Children Literature

Source: http://www.edchange.org/multicultural/papers/literature.html

Representation in children literature is what I believe to be the most important. In their formative years, it is integral to build their identity and the art they consume effects that identity.  Kids tend to garner low self-esteem when they open a book and cannot identify with the characters in front of them. No kid should have to evaluate what little they know of life through someone foreign in concept, or worse, through stereotypes.

Below are excerpts taken from an article that shows the significant effects multicultural literature has on children. The entire research project can be read on the site provided above.

Pioneer researcher, Florez-Tighe (1983), was one of the first educators to advocate the use of multicultural literature in school curriculum.
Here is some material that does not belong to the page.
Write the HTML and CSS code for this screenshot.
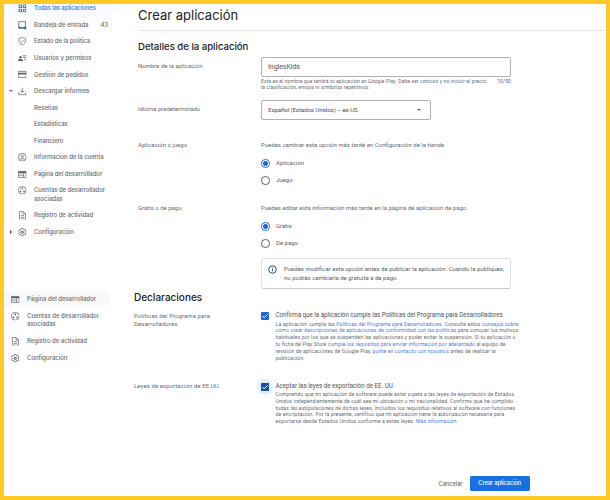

Taylor (1997), a more modern researcher,  conducted a study of twenty-four African- American and Hispanic American fifth grade students from the Southwest. The children were given twenty-four picture books and were instructed to give their opinions of each book.

Twenty children “did not give high approval ratings to the melting pot books” and identified largely with the culturally conscious ones (Jambo Means Hello, by Muriel Feelings, Tar Beach, by Faith Ringgold, and She Come Bringing me that Little Baby Girl by Eloise Greenfield, were their favorites.)

Taylor’s (1997) results suggest that to increase an African- American child’s interest in reading, and improve their reading proficiency, culturally conscious books can be a valuable asset.